By this they meant that the SM and this new, beyond the Standard Model (BSM) physics predict different distributions of $|\Delta \phi _{jj}|$ in the data:

In [None]:
n_data = int(1e5)
signal_prob = 1  # artificially increase signal probability so we don't have to make cuts again
bsm_generator = BSMSignalGenerator()

sm_data = generate_data(n_data, sm_background, sm_signal, signal_prob=signal_prob)
bsm_data = generate_data(n_data, sm_background, bsm_generator, signal_prob=signal_prob)

In [None]:
delta_phi_data = pd.concat([sm_data['delta_phi'], bsm_data['delta_phi']], axis=1)
delta_phi_data.columns = ['SM', 'BSM']
delta_phi_data.abs().plot.hist(alpha=0.5)
plt.xlabel('$|\Delta \phi _{jj}|$', fontsize=20)
plt.legend(loc='lower left')
plt.show()

They constructed an observable based on this expected difference in the distributions, When they evaluated it on the collected data, they found no contributions of any significance ($z \approx 0$).

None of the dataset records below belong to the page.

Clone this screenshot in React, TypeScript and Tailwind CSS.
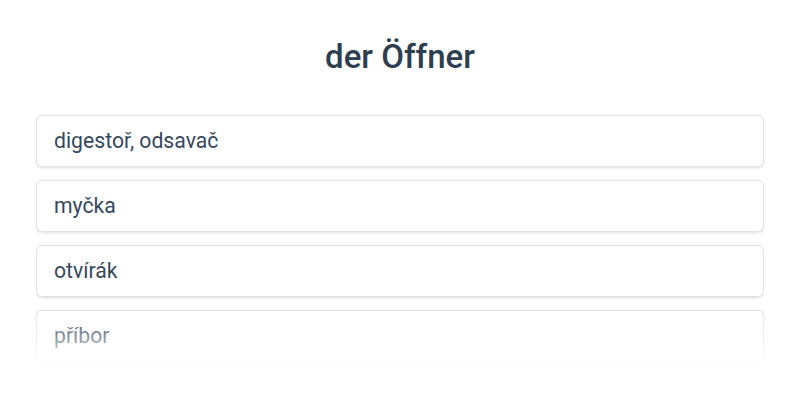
import React from 'react';

const options = ['digestoř, odsavač', 'myčka', 'otvírák', 'příbor'];

const App = () => {
  return (
    <div className="w-[800px] h-[400px] bg-white overflow-hidden" style={{ fontFamily: 'Roboto, "Noto Sans", sans-serif' }}>
      {/* Word Header */}
      <h1 className="pt-[36px] text-center text-[33px] leading-[42px] font-medium text-[#2c3e50]">der Öffner</h1>

      {/* Answer Options */}
      <div className="relative mt-[36px] mx-[36px] h-[252px] overflow-hidden">
        <div className="flex flex-col gap-[13px] pt-[1px]">
          {options.map((item) => (
            <div
              key={item}
              className="h-[52px] flex items-center px-[17px] bg-white border border-[#e2e2e2] rounded-[6px] shadow-[0_1px_3px_rgba(0,0,0,0.12)] text-[21.2px] text-[#34495e]"
            >
              {item}
            </div>
          ))}
        </div>
        <div className="absolute left-0 right-0 bottom-0 h-[60px] bg-gradient-to-b from-white/0 via-white/40 to-white pointer-events-none" />
      </div>
    </div>
  );
};

export default App;
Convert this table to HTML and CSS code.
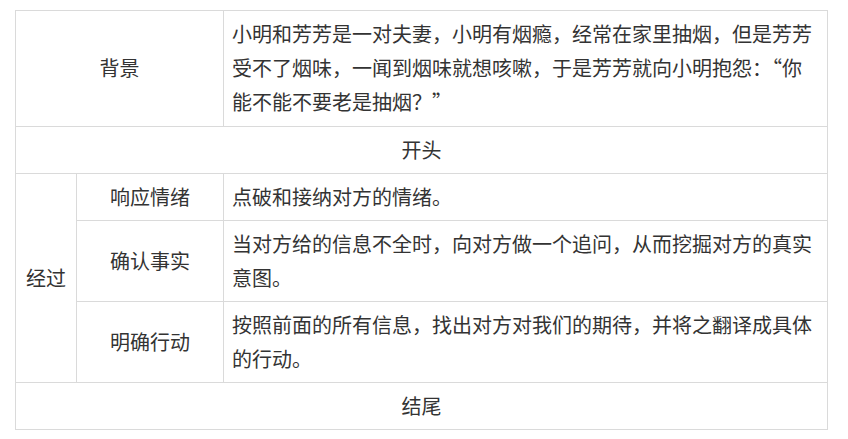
FILE: index.html
```html
<!DOCTYPE html>
<html lang="zh-CN">
<head>
<meta charset="utf-8" />
<title>沟通结构</title>
<link rel="stylesheet" href="styles.css">
</head>
<body>
<div class="wrap">
	<table class="talk">
		<colgroup>
			<col class="c1">
			<col class="c2">
			<col class="c3">
		</colgroup>
		<tr class="r3">
			<td colspan="2" class="mid">背景</td>
			<td>小明和芳芳是一对夫妻，小明有烟瘾，经常在家里抽烟，但是芳芳受不了烟味，一闻到烟味就想咳嗽，于是芳芳就向小明抱怨：“你能不能不要老是抽烟？”</td>
		</tr>
		<tr>
			<td colspan="3" class="mid">开头</td>
		</tr>
		<tr>
			<td rowspan="3" class="mid">经过</td>
			<td class="mid">响应情绪</td>
			<td>点破和接纳对方的情绪。</td>
		</tr>
		<tr>
			<td class="mid">确认事实</td>
			<td>当对方给的信息不全时，向对方做一个追问，从而挖掘对方的真实意图。</td>
		</tr>
		<tr>
			<td class="mid">明确行动</td>
			<td>按照前面的所有信息，找出对方对我们的期待，并将之翻译成具体的行动。</td>
		</tr>
		<tr>
			<td colspan="3" class="mid">结尾</td>
		</tr>
	</table>
</div>
</body>
</html>
```

FILE: styles.css
```css
*{margin:0;padding:0;}
body{background:#fff;font-family:"Noto Sans CJK SC","Microsoft YaHei",sans-serif;color:#333;}
.wrap{padding:10px 0 0 15px;}
.talk{border-collapse:collapse;table-layout:fixed;width:812px;font-size:20px;line-height:34px;}
.talk .c1{width:61px;}
.talk .c2{width:147px;}
.talk .c3{width:604px;}
.talk td{border:1px solid #dadada;padding:6px 8px;vertical-align:middle;text-align:left;}
.talk td.mid{text-align:center;padding-left:0;padding-right:0;}
.talk .r3 td{padding-bottom:7px;}
```
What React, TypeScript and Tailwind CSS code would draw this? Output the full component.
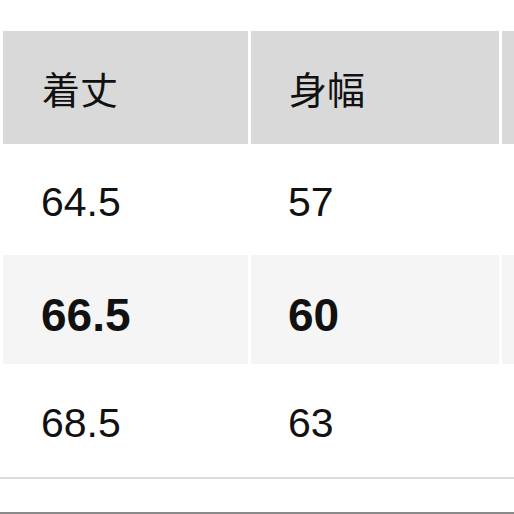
import { Fragment } from "react";

const rows = [
  { length: "64.5", width: "57", bold: false, bg: "bg-white", h: "h-[111px]" },
  { length: "66.5", width: "60", bold: true, bg: "bg-[#f5f5f5]", h: "h-[109px]" },
  { length: "68.5", width: "63", bold: false, bg: "bg-white", h: "h-[113px]" },
];

const font = { fontFamily: '"Liberation Sans", "Noto Sans CJK JP", sans-serif' };

export default function App() {
  return (
    <div className="w-[514px] h-[514px] bg-white overflow-hidden flex flex-col" style={font}>
      <div className="pt-[31px] pl-[3px]">
        <div className="grid grid-cols-[245px_248px_248px] gap-x-[3px] text-[41px] text-[#111]">
          {/* header */}
          <div className="bg-[#d9d9d9] h-[113px] flex items-center pl-[39px] pt-[8px] text-[38px]">着丈</div>
          <div className="bg-[#d9d9d9] h-[113px] flex items-center pl-[38px] pt-[8px] text-[38px]">身幅</div>
          <div className="bg-[#d9d9d9] h-[113px]" />

          {rows.map((r) => (
            <Fragment key={r.length}>
              <div
                className={`${r.bg} ${r.h} flex items-center pl-[38px] ${r.bold ? "font-bold text-[46px] pt-[11px]" : "pt-[6px]"}`}
              >
                {r.length}
              </div>
              <div
                className={`${r.bg} ${r.h} flex items-center pl-[37px] ${r.bold ? "font-bold text-[46px] pt-[11px]" : "pt-[6px]"}`}
              >
                {r.width}
              </div>
              <div className={`${r.bg} ${r.h}`} />
            </Fragment>
          ))}
        </div>
      </div>
      <div className="h-[2px] bg-[#dcdcdc]" />
      <div className="flex-1" />
      <div className="h-[2px] bg-[#8a8a8a]" />
    </div>
  );
}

However, a [phenomonology paper in 2019](https://arxiv.org/abs/1808.06577) realised that taking the distribution signed version of $\Delta \phi _{jj}$, i.e. without taking the absolute value, proved much more sensitive to the new physics:

In [None]:
delta_phi_data.plot.hist(alpha=0.5)
plt.xlabel('$\Delta \phi _{jj}$', fontsize=20)
plt.legend(loc='lower left')
plt.show()

This unsigned distribution is much more sensitive to our new physics, as we can construct an observable $A$ that measures the asymmetry of the data in $\Delta \phi _{jj}$:

$$ A = \frac{\text{count}(\Delta \phi _{jj} > 0) - \text{count}(\Delta \phi _{jj} < 0) }{\text{total count}} \, .$$


The authors evaluated this observable on the data collected in 2018, and small asymmetry $A=0.3\pm 0.2$ (while the null hypothesis would predict a value of 0). This corresponds to a significance of about $z=1.5$, suggesting further work should be done to investigate this possible new physics. It also allowed them to place more restrictive confidence intervals on the parameters of the new physics than the analysis performed in 2018.